Now before I go into this card, let me make one thing clear. This guy will never, “Eber” replace the adorable Adorned Pouncer. Fortunately, most decks that want to play my favorite Cat will be happy to slot in the Captain too. A 1/1 with double strike on its own isn’t exactly a great threat, but with even just a single point of extra power from something like Luminarch Aspirant your two drop can start bashing face . Still, we want some extra utility to go with that body (sorry Fencing Ace). Making your opponents’ cards cost more the turn they’re drawn will usually only be a minor inconvenience to them, but it does limit their options, making it always be at least a little relevant. Making your own cards cheaper, however, is excellent. Decks that want this already play a lot of two drops, and this card will open up your options and allow you to develop multiple threats in a turn or have spare mana to hold up things like Fight as One. This is good for White Aggro, and great for decks with Aura or Equipment synergies.
Running this in a deck with Storm’s Wrath is a great recipe for a sad Aggro player. That’s right, this can give any card lifelink. Faceless Haven? Slap some lifelink on that land. Lightning Bolt? Nice one mana Lightning Helix. Command the Dreadhorde? Choosing is hard, just grab everything. So which of these applications are actually good? The most reliable and straightforward are in Boros Midrange or Control decks. Giving burn spells or any of the various Chandras lifelink is great for stabilizing against aggressive decks, not to mention the actual 3/3 lifelink body. Potential combo applications are too convoluted right now, and unfortunately for Cow Tech fans this card has mana value three, but keep your eyes out in the future for cards that can abuse this effect.
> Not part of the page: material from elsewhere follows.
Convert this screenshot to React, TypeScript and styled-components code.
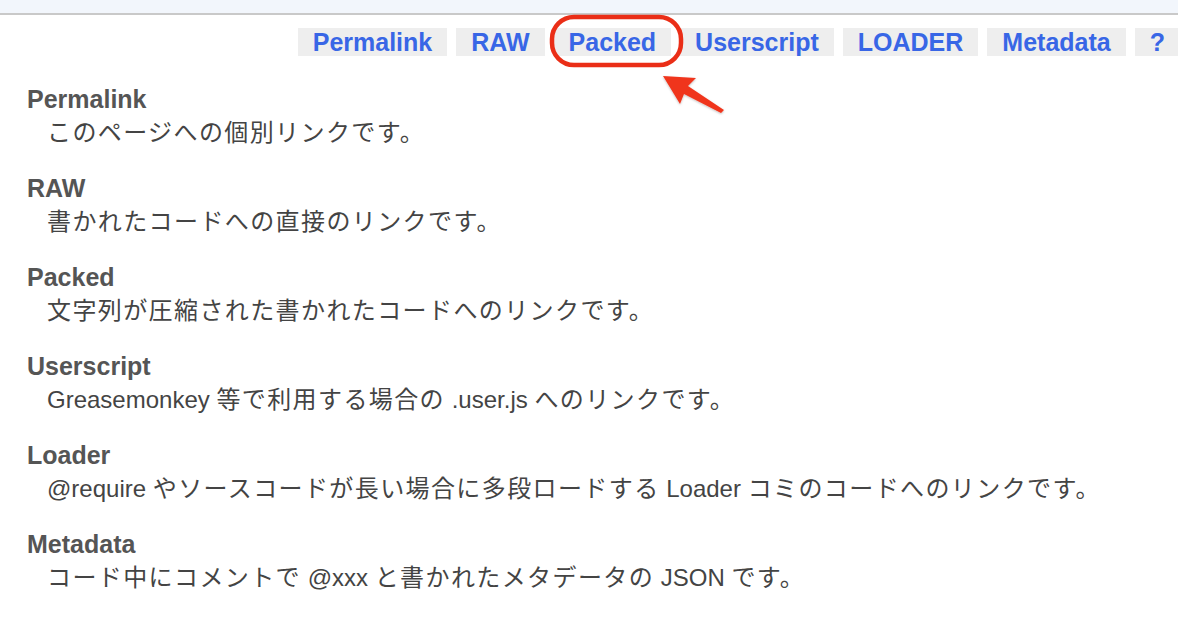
import styled, { createGlobalStyle } from "styled-components";

const GlobalStyle = createGlobalStyle`
  html, body {
    margin: 0;
    padding: 0;
    background: #ffffff;
    overflow: hidden;
  }
  body {
    font-family: "Liberation Sans", "Noto Sans CJK JP", sans-serif;
  }
`;

const Page = styled.div`
  position: relative;
  width: 1178px;
  height: 624px;
`;

const TopStrip = styled.div`
  height: 13px;
  background-color: #f2f6fc;
  border-bottom: 2px solid #c9c9c9;
`;

const NavRow = styled.nav`
  display: flex;
  justify-content: flex-end;
  gap: 9px;
  margin-top: 13px;
  margin-right: -2px;
`;

const NavButton = styled.a`
  display: block;
  height: 28px;
  padding: 0 15px;
  background-color: #eeeeee;
  color: #3866e6;
  font-family: "Liberation Sans", Arial, sans-serif;
  font-size: 25px;
  font-weight: 700;
  line-height: 28px;
  text-decoration: none;
  white-space: nowrap;
`;

const HelpList = styled.dl`
  margin: 27px 0 0;
  padding-left: 27px;
`;

const Term = styled.dt`
  color: #555555;
  font-size: 25px;
  font-weight: 700;
  line-height: 33px;
`;

const Desc = styled.dd`
  margin: 0 0 23px 20px;
  color: #444444;
  font-size: 24px;
  line-height: 33px;
  white-space: nowrap;
`;

// japanese runs are set a little wider than the latin ones
const Jp = styled.span`
  letter-spacing: 1.4px;
`;

// red annotation drawn over the nav bar
const Annotation = styled.svg`
  position: absolute;
  left: 0;
  top: 0;
  pointer-events: none;
`;

const navItems = ["Permalink", "RAW", "Packed", "Userscript", "LOADER", "Metadata", "?"];

const help: { term: string; text: string }[] = [
	{ term: "Permalink", text: "このページへの個別リンクです。" },
	{ term: "RAW", text: "書かれたコードへの直接のリンクです。" },
	{ term: "Packed", text: "文字列が圧縮された書かれたコードへのリンクです。" },
	{ term: "Userscript", text: "Greasemonkey 等で利用する場合の .user.js へのリンクです。" },
	{
		term: "Loader",
		text: "@require やソースコードが長い場合に多段ロードする Loader コミのコードへのリンクです。",
	},
	{ term: "Metadata", text: "コード中にコメントで @xxx と書かれたメタデータの JSON です。" },
];

const renderText = (text: string) =>
	text
		.split(/([A-Za-z0-9@. ]+)/)
		.filter(Boolean)
		.map((part, i) =>
			/^[A-Za-z0-9@. ]+$/.test(part) ? <span key={i}>{part}</span> : <Jp key={i}>{part}</Jp>,
		);

const App = () => {
	return (
		<Page>
			<GlobalStyle />
			<TopStrip />
			<NavRow>
				{navItems.map((item) => (
					<NavButton key={item} href="#">
						{item}
					</NavButton>
				))}
			</NavRow>
			<HelpList>
				{help.map((h) => (
					<div key={h.term}>
						<Term>{h.term}</Term>
						<Desc>{renderText(h.text)}</Desc>
					</div>
				))}
			</HelpList>
			<Annotation width="1178" height="130" viewBox="0 0 1178 130">
				<defs>
					<filter id="shadow" x="-20%" y="-20%" width="140%" height="140%">
						<feDropShadow dx="0" dy="1" stdDeviation="1" floodColor="#000" floodOpacity="0.25" />
					</filter>
				</defs>
				<rect
					x="552"
					y="17"
					width="129"
					height="48"
					rx="22"
					fill="none"
					stroke="#ea2e17"
					strokeWidth="4.5"
				/>
				<polygon
					points="663,76 696,78 688,86 724,110 721,113 684,94 680,104"
					fill="#f0361f"
					filter="url(#shadow)"
				/>
			</Annotation>
		</Page>
	);
};

export default App;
That’s not a knife, this is a knife. And this is a knife, and that is a knife, and oh god stop it’s too many knives. If you’re not familiar, Utility Knife is a simple Equipment that grants +1/+1 and attaches to a creature on ETB (enter the battlefield). That means this card already comes in with 3/3 worth of stats on its own, which is an on-rate start. Then, if you have any more Humans, it can start handing out knives like an overeager door-to-door salesman. And I haven’t even mentioned how these knives can go on any of your creatures. Now that’s what I call utility! This card joins Thalia’s Lieutenant as one of the best Tribal payoffs for Humans, and even fits into other archetypes like Aggro or Equipment decks as long as they have a critical mass of Humans, which they often already do.
A four mana 3/3 vigilance isn’t much, but fortunately our dear Captain will also collect some company when she comes into play. Collected Company is incredibly powerful in many 60 card formats, but has never made much of a splash in Gladiator because in singleton it’s difficult to build a deck with the density of creatures needed to reliably get the value you want out of it, and it isn’t worth building around it when it’s only one of the hundred cards in your deck. Inquisitor Captain, on the other hand, is incredibly easy to make work in Gladiator. Every White Aggro or Midrange deck will have well upwards of 20 creatures with mana value three or less, so you don’t even need to change your deck for this card to get going. It also can’t whiff, well, unless you get incredibly unlucky and get Stonecoil Serpent and Mikaeus, the Lunarch. If this card gets just about any three drop or a good number of two drops it will be well worth the mana you spent on it. The cast from hand wording does prevent repeated value with blink or reanimation spells, which will be relevant in some decks. Despite this, this card sees play in almost every white creature deck.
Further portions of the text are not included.